There are many thousands of considerate, generous people who want to develop a career in caring for people, alleviating suffering, providing some form of treatment. Many enter the medical professions studying to be doctors, nurses, physiotherapists, radiologists, and a host of other specialties.
If you look at the courses on offer, though, you will see not only the medical and scientific ones, but also some that provide qualifications in Complementary and Alternative Medicine, CAM for short. These often stress words like holistic, energy-based, non-invasive, and integrative, and claim to provide forms of medical care not addressed by conventional medicine. The institutions offering such qualifications now include many mainstream universities.
One would think, since mainstream universities are validating these courses, that there is some serious established basis for their contents, that they were determined to be factual and meet a high intellectual standard, that the skills imparted are genuine, evidence-based, and reliable. That's what you would expect if you went to university to study say, engineering, or chemistry, or architecture.

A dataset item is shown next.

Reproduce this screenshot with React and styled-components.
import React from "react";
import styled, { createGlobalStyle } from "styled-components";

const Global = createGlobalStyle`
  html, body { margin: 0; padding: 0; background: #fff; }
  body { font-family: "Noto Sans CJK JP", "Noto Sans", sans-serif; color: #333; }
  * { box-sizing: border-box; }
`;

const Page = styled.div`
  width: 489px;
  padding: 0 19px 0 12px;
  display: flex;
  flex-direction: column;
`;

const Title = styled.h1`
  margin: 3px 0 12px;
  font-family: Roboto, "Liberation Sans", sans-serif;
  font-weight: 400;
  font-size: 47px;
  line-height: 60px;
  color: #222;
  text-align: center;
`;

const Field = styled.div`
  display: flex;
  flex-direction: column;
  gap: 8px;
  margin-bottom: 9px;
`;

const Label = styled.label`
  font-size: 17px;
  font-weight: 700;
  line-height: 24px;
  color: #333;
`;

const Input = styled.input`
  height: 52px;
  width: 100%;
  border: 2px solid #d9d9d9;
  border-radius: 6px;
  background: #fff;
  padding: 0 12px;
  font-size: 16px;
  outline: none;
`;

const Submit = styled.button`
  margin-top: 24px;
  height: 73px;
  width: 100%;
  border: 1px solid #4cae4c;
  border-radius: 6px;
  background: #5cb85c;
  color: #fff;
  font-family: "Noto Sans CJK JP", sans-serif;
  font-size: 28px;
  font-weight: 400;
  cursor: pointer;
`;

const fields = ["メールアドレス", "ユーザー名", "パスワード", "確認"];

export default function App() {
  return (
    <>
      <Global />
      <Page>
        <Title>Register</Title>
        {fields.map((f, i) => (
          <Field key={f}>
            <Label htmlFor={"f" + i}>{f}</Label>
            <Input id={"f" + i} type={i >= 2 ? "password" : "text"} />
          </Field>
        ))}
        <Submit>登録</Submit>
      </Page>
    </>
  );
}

Your qualification from a university would indicate that you had met certain demanding academic and professional standards, and that the courses you had studied were rigorously assessed as to the factual basis of their content. Unfortunately, we can no longer assume that is the case.

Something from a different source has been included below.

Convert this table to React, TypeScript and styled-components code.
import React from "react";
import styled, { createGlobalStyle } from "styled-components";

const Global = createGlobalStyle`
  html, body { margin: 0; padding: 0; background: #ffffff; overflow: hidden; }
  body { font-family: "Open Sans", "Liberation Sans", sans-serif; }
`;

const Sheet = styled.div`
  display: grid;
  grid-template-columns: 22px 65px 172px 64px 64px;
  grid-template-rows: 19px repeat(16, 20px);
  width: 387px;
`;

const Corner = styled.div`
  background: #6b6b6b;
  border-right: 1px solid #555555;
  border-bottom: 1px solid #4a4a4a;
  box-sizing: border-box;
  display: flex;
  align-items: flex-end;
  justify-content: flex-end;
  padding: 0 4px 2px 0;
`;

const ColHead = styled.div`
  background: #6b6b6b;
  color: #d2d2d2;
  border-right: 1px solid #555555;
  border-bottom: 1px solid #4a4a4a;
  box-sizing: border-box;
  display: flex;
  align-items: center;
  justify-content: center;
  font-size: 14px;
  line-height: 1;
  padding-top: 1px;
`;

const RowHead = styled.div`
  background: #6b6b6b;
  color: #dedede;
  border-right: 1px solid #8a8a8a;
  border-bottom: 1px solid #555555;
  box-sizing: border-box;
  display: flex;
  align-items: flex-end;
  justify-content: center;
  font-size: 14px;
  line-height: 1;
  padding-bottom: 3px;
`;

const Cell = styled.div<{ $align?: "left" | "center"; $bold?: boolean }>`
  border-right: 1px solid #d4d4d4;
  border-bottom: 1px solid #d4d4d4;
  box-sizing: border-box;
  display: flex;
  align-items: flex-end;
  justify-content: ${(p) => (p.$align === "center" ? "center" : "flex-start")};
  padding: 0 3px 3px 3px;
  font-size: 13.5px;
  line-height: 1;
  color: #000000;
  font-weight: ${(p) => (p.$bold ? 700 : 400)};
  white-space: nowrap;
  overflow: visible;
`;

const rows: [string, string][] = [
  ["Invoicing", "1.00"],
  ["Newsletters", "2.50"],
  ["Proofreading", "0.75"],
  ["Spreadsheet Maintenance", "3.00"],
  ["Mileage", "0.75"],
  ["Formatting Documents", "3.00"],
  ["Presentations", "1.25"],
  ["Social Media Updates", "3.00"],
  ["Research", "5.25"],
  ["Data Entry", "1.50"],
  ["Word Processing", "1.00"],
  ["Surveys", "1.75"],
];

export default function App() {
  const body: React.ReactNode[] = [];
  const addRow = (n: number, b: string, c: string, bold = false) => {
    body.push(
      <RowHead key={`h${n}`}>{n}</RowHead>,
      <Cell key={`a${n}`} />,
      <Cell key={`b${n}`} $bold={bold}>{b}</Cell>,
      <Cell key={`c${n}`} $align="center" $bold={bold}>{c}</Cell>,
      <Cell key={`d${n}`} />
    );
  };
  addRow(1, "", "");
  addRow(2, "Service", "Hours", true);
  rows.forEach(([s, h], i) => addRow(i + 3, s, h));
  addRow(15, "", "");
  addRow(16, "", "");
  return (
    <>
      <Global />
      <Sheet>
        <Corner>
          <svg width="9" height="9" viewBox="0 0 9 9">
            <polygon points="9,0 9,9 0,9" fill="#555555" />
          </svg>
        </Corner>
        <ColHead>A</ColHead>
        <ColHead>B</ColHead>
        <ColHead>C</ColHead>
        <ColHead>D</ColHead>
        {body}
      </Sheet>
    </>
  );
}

As the CAM movement sought mainstream acceptance, it generated its own institutions, produced its own teaching materials, issued its own qualifications, published its own journals, produced its own trainers and lecturers, and largely side-stepped the usual arbiters of academic and professional competence. Alongside the traditional academic institutions – the universities – there arose many different colleges offering qualifications in everything from crystal healing to Ayurvedic medicine, from homeopathy to light therapy, from reiki to magnets, and they operate with very different standards.

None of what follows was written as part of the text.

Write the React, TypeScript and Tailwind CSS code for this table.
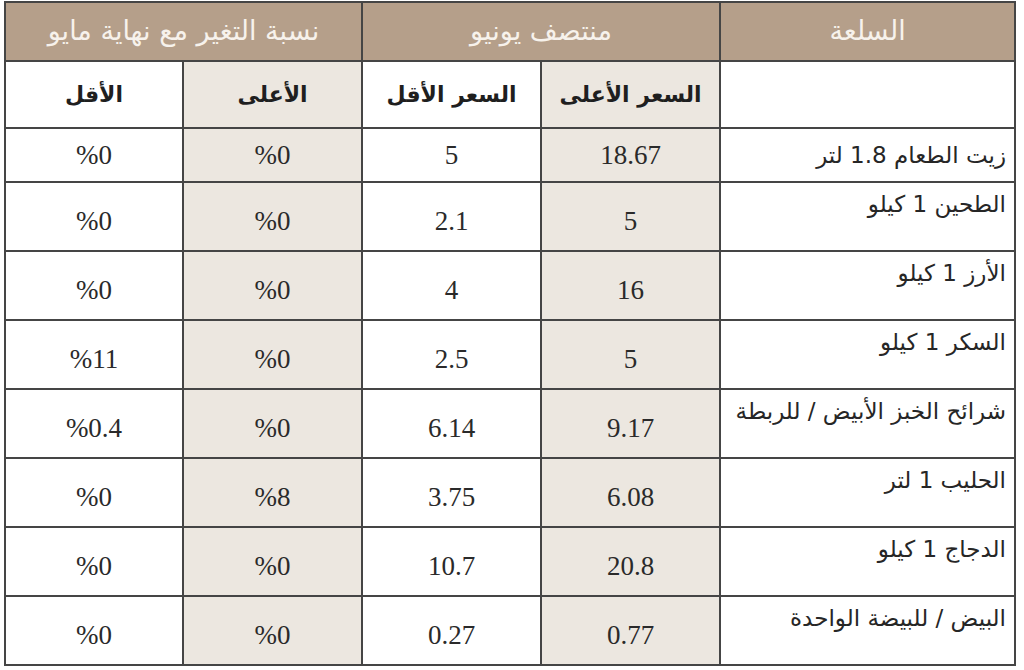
const rows = [
  { name: "زيت الطعام 1.8 لتر", high: "18.67", low: "5", chHigh: "%0", chLow: "%0" },
  { name: "الطحين 1 كيلو", high: "5", low: "2.1", chHigh: "%0", chLow: "%0" },
  { name: "الأرز 1 كيلو", high: "16", low: "4", chHigh: "%0", chLow: "%0" },
  { name: "السكر 1 كيلو", high: "5", low: "2.5", chHigh: "%0", chLow: "%11" },
  { name: "شرائح الخبز الأبيض / للربطة", high: "9.17", low: "6.14", chHigh: "%0", chLow: "%0.4" },
  { name: "الحليب 1 لتر", high: "6.08", low: "3.75", chHigh: "%8", chLow: "%0" },
  { name: "الدجاج 1 كيلو", high: "20.8", low: "10.7", chHigh: "%0", chLow: "%0" },
  { name: "البيض / للبيضة الواحدة", high: "0.77", low: "0.27", chHigh: "%0", chLow: "%0" },
];

const arabic = "font-['DejaVu_Sans',sans-serif]";
const serif = "font-['Liberation_Serif',serif]";

function NumCell({ value, shaded, first }: { value: string; shaded?: boolean; first?: boolean }) {
  return (
    <div
      className={`flex items-center justify-center ${first ? "" : "pt-[10px]"} ${shaded ? "bg-[#ece7e0]" : "bg-white"}`}
    >
      <span dir="ltr" className={`${serif} text-[27px] leading-none text-[#2a2a2a]`}>
        {value}
      </span>
    </div>
  );
}

export default function App() {
  return (
    <div className="w-[1024px] h-[670px] bg-white pt-[1px] pl-[4px]">
      <div
        dir="rtl"
        className="w-[1012px] grid grid-cols-[293px_177px_177px_177px_176px] grid-rows-[57px_65px_52px_repeat(7,67px)] gap-[2px] p-[2px] bg-[#454545]"
      >
        <div className={`bg-[#b59f8a] flex items-center justify-center text-[27px] text-[#f7f2ec] ${arabic}`}>السلعة</div>
        <div className={`col-span-2 bg-[#b59f8a] flex items-center justify-center text-[27px] text-[#f7f2ec] ${arabic}`}>منتصف يونيو</div>
        <div className={`col-span-2 bg-[#b59f8a] flex items-center justify-center text-[27px] text-[#f7f2ec] ${arabic}`}>نسبة التغير مع نهاية مايو</div>

        <div className="bg-white" />
        <div className={`bg-[#ece7e0] flex items-center justify-center text-[22px] font-bold text-[#1f1f1f] ${arabic}`}>السعر الأعلى</div>
        <div className={`bg-white flex items-center justify-center text-[22px] font-bold text-[#1f1f1f] ${arabic}`}>السعر الأقل</div>
        <div className={`bg-[#ece7e0] flex items-center justify-center text-[22px] font-bold text-[#1f1f1f] ${arabic}`}>الأعلى</div>
        <div className={`bg-white flex items-center justify-center text-[22px] font-bold text-[#1f1f1f] ${arabic}`}>الأقل</div>

        {rows.map((r, i) => (
          <>
            <div
              key={r.name}
              className={`bg-white flex pr-[8px] text-[23px] text-[#262626] ${arabic} ${i === 0 ? "items-center" : "items-start pt-[4px]"}`}
            >
              {r.name}
            </div>
            <NumCell value={r.high} shaded first={i === 0} />
            <NumCell value={r.low} first={i === 0} />
            <NumCell value={r.chHigh} shaded first={i === 0} />
            <NumCell value={r.chLow} first={i === 0} />
          </>
        ))}
      </div>
    </div>
  );
}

Some universities in the UK have, until recently, been issuing Bachelor of Science degrees in homeopathy alongside degrees in physics and biochemistry. Although there are strict scientific criteria for the inclusion of subjects into university academic curricula, the CAM courses slipped through the net. Those homeopathy B.Sc. courses have now been closed down – it's difficult to award a science degree based on a non-science for which there is absolutely no evidence. Nevertheless, there remain many pseudoscience courses mixed in with genuine science courses. Some universities are rebranding these pseudoscience courses as arts degrees, to avoid scientific scrutiny, and are issuing B.A. degrees instead.